阿秒瞬态吸收(Attosecond Transient Absorption, ATA)谱是一种非常有用的研究原子分子中亚飞秒时间尺度超快动力学的技术。通过数值求解含时薛定谔方程,模拟了氢分子离子( H2+)在近红外(NIR)和深紫外(XUV)强复合激光场中的演化,对比了 H2+在核动和不动两种情形下ATA谱的异同。研究结果显示,当核不动时,所得的ATA谱与原子下的结构类似;当核动时,ATA谱呈现出丰富的周期调制的吸收线结构,而且其调制周期恰好等于NIR光周期的一半。通过分析 H2+的电离解离特性,证实了该半周期调制是源于 H2+基态和激发态的不同量子跃迁路径间的干涉。对比两种情形下的ATA谱,可以看出核运动对分子ATA谱的显著影响。

Attosecond transient absorption (ATA) spectroscopy is a very useful technique for studying the ultrafast dynamics of electrons in atoms or molecules on sub-femtosecond timescale. The time-dependent Schr?dinger equation is numerically solved to simulate the evolution of hydrogen molecular ion ( H2+) in the intense near infrared (NIR) and extreme ultraviolet (XUV) composite laser field and to examine the ATA spectroscopy under the nuclei-fixed or nuclei-movable condition. The research shows that when the nuclei is fixed, the resulting ATA spectroscopy is similar to those of atoms. In contrast, when the nuclei is not fixed, the ATA spectroscopy exhibits richer periodically-modulated absorption line structures, whose modulation period is just equal to half of the NIR laser period.
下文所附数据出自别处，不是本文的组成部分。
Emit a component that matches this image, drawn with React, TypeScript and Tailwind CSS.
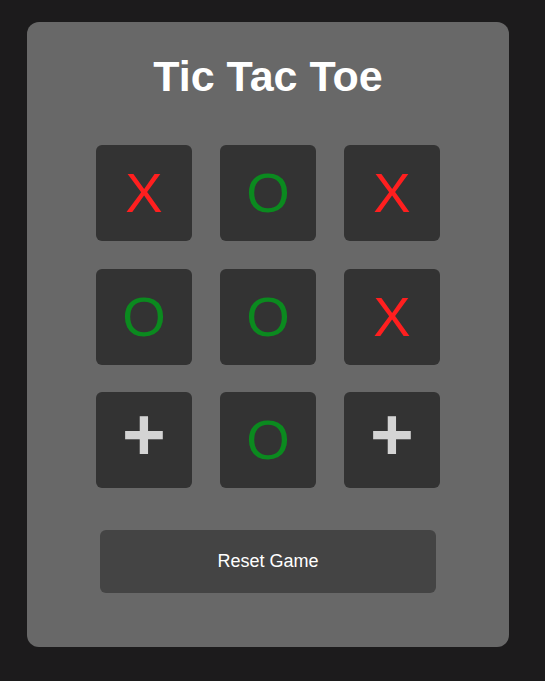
import React, { useState } from "react"

type Cell = "X" | "O" | null

const start: Cell[] = ["X", "O", "X", "O", "O", "X", null, "O", null]

export default function App() {
  const [board, setBoard] = useState<Cell[]>(start)

  return (
    <div className="min-h-screen bg-[#1c1b1c] pl-[27px] pt-[22px] pb-[34px]" style={{ fontFamily: '"Liberation Sans", Arial, sans-serif' }}>
      <div className="w-[482px] h-[625px] bg-[#686868] rounded-[12px] pt-[29px] flex flex-col items-center">
        <h1 className="text-[43px] leading-[50px] font-bold text-white">Tic Tac Toe</h1>
        <div className="grid grid-cols-[96px_96px_96px] gap-x-[28px] gap-y-[27.5px] mt-[44px]">
          {board.map((cell, index) => (
            <button
              key={index}
              className="w-[96px] h-[96px] bg-[#333333] rounded-[6px] flex items-center justify-center"
              onClick={() => {
                if (cell) return
                const next = [...board]
                next[index] = "X"
                setBoard(next)
              }}
            >
              {cell === "X" && <span className="text-[56px] leading-none text-[#ff1f1f]">X</span>}
              {cell === "O" && <span className="text-[56px] leading-none text-[#0b8a1f]">O</span>}
              {cell === null && <span className="text-[75px] leading-none font-bold text-[#d4d4d4] -mt-[12px]">+</span>}
            </button>
          ))}
        </div>
        <button
          className="mt-[42px] w-[336px] h-[63px] bg-[#444444] rounded-[6px] text-white text-[18px]"
          onClick={() => setBoard(Array(9).fill(null))}
        >
          Reset Game
        </button>
      </div>
    </div>
  )
}
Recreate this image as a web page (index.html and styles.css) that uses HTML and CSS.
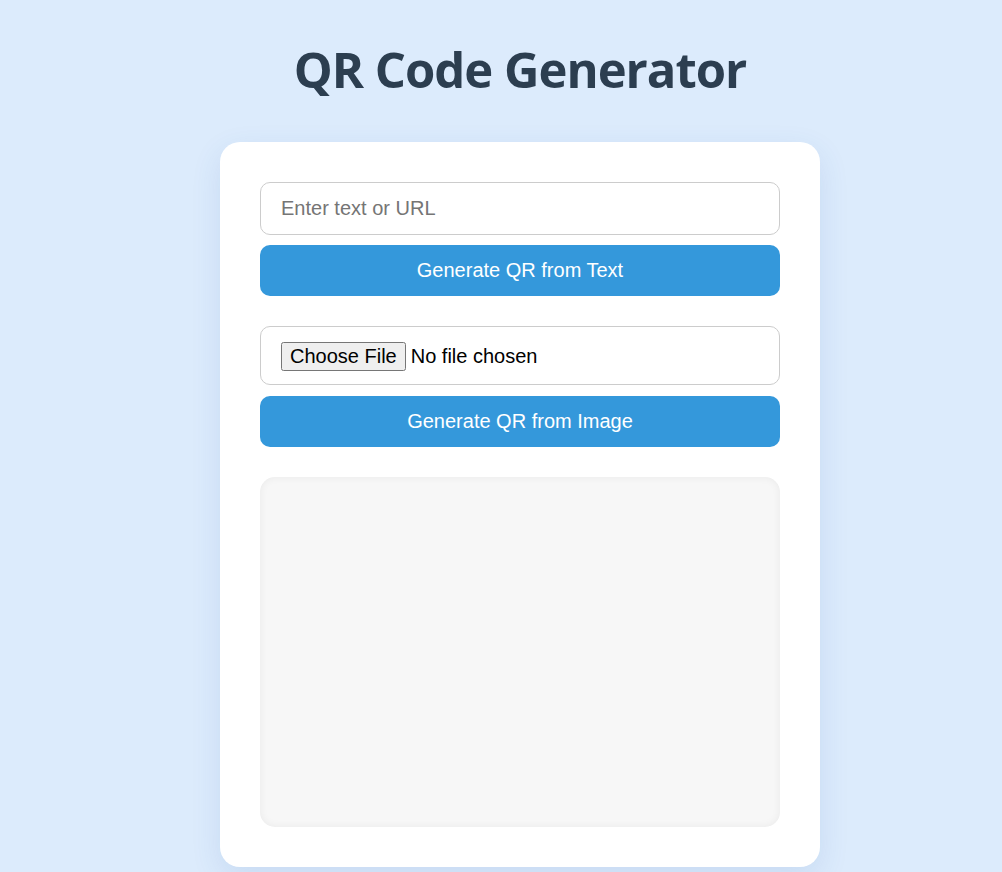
FILE: index.html
```html
<!DOCTYPE html>
<html lang="en">
<head>
<meta charset="utf-8">
<title>QR Code Generator</title>
<link rel="stylesheet" href="styles.css">
</head>
<body>
<main class="page">
  <h1 class="title">QR Code Generator</h1>
  <div class="card">
    <input class="text-input" type="text" placeholder="Enter text or URL">
    <button class="btn">Generate QR from Text</button>
    <input class="file-input" type="file">
    <button class="btn">Generate QR from Image</button>
    <div class="qr-box"></div>
  </div>
</main>
</body>
</html>
```

FILE: styles.css
```css
html, body {
  margin: 0;
  padding: 0;
}
body {
  background: #dcebfc;
  font-family: "Liberation Sans", Arial, sans-serif;
  min-height: 872px;
}
.page {
  padding-left: 38px;
  display: flex;
  flex-direction: column;
  align-items: center;
}
.title {
  font-family: "Open Sans", "Noto Sans", sans-serif;
  font-weight: 700;
  font-size: 49px;
  color: #2c3e50;
  margin: 36px 0 40px;
  line-height: normal;
  letter-spacing: -1px;
}
.card {
  width: 600px;
  box-sizing: border-box;
  background: #fff;
  border-radius: 20px;
  padding: 40px;
  display: flex;
  flex-direction: column;
  box-shadow: 0 10px 30px rgba(52, 100, 170, 0.12);
}
.text-input, .file-input {
  box-sizing: border-box;
  width: 100%;
  font-family: "Liberation Sans", Arial, sans-serif;
  font-size: 20px;
  padding: 0 20px;
  border: 1px solid #ccc;
  border-radius: 10px;
  background: #fff;
  color: #000;
  outline: none;
}
.text-input {
  height: 53px;
}
.text-input::placeholder {
  color: #757575;
}
.file-input {
  margin-top: 30px;
  height: 59px;
  padding: 15px 20px;
}
.file-input::file-selector-button {
  font-family: "Liberation Sans", Arial, sans-serif;
  font-size: 20px;
  margin-right: 5px;
  padding: 1px 7px;
}
.btn {
  margin-top: 10px;
  height: 51px;
  width: 100%;
  border: none;
  border-radius: 10px;
  background: #3498db;
  color: #fff;
  font-family: "Liberation Sans", Arial, sans-serif;
  font-size: 20px;
  cursor: pointer;
}
.file-input + .btn {
  margin-top: 11px;
}
.qr-box {
  margin-top: 30px;
  height: 350px;
  background: #f7f7f7;
  border-radius: 15px;
  box-shadow: inset 0 0 8px rgba(0, 0, 0, 0.06);
}
```
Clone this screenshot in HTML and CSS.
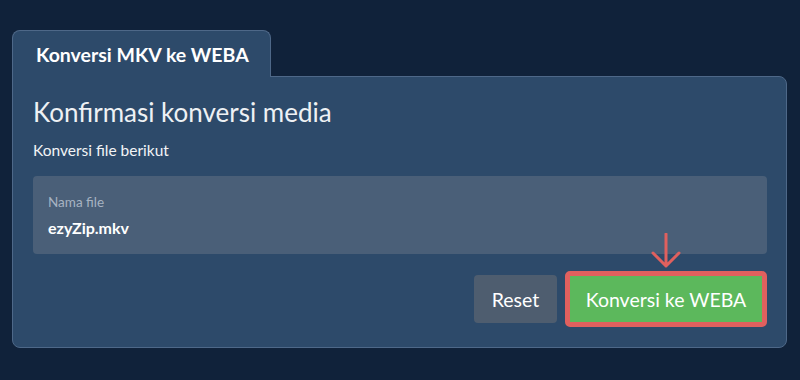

By analyzing the ionization-dissociation characteristics of H2+, we clarify the origin of such half-periodic modulation as quantum interference among different quantum transition paths from ground to excited states. Comparing the ATA spectroscopy under different situations, one can easily distinguish the obvious influence of nuclear motion on molecular ATA spectroscopy.